The first one, robots.txt file, let search engines know which specific part of the website is to be crawled, whether it be a page, a subfolder, a sitemap, etc.
This helps search engines produce a more optimized and efficient crawl by telling them which sections on your website are important and sections you do not want to be prioritized to be indexed.
However, it is important to remember that search engine bots are not required to follow and respect this file.
The next one that is most commonly used is the meta robots tag. This allows indexation control at the page level.
A meta robots tag can include a lot of values such as:
- Index: which allows search engines to add the page to their index
- Noindex: which tells search engines that you do not allow this page to be added to their index and disallows if from appearing in search results for that specific search engine
- Follow: which instructs search engines to follow links on a page, so that the bots can crawl other links or pages within
- Nofollow: which instructs search engines to not follow the links on that page
- None: a shortcut used for noindex, nofollow
- All: a shortcut used for index, follow
- Noimageindex: which instructs search engines to not index images on a page (images can still be indexed using the meta robots tag if they are linked to from another site
- Noarchive: Tells search engines to not show a cached version of a page
- Nocache: Same as the noarchive tag, but specific to Bingbot/MSNbot
- Nosnippet: this instructs search engines to not display snippets of texts or videos
- Notranslate: this instructs search engines to not show translations of a page in search engine results.

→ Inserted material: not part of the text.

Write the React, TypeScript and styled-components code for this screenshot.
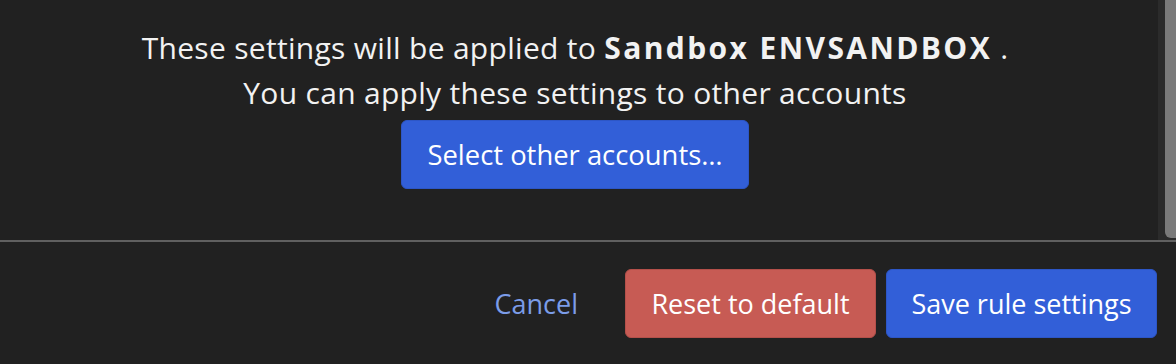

- Unavailable_after: this tag instructs search engines what specific day and time they should not display a result in their index
- Noyaca: this tag instructs Yandex crawler bots to not use page descriptions in the search engine results
In addition to this, there is another tag out there that allows the issuing of noindex, nofollow directives.
The X-Robots-Tag differs from the robots.txt file and meta robots tag mainly on where it is placed and what it controls. The X-Robots-tag is a part of the HTTP head that controls the indexing of a page on the whole and at the same time, to specific elements on a page. According to Google, any directive that you can use on meta robots tag can also be used on the X-Robots-Tag.
It is highly encouraged that developers use X-Robots-Tag as opposed to the other directives as it offers more flexibility.
How to Check
There are a few ways to check for an X-Robots-Tag on the site. One of them is through Screaming Frog.
After running a site through the platform, you can navigate to the “Directives” tab and look for the “X-Robots-Tag” column. There you will see which sections of the site are using the tag, along with the specific directives.
There are also a few different plugins that you can download that allow you to determine whether an X-Robots-Tag is being used.
There are a number of ways to instruct search engines to not crawl certain parts or sections on a page. Understanding each directive and how they affect one another is crucial in order to avoid any major SEO issue.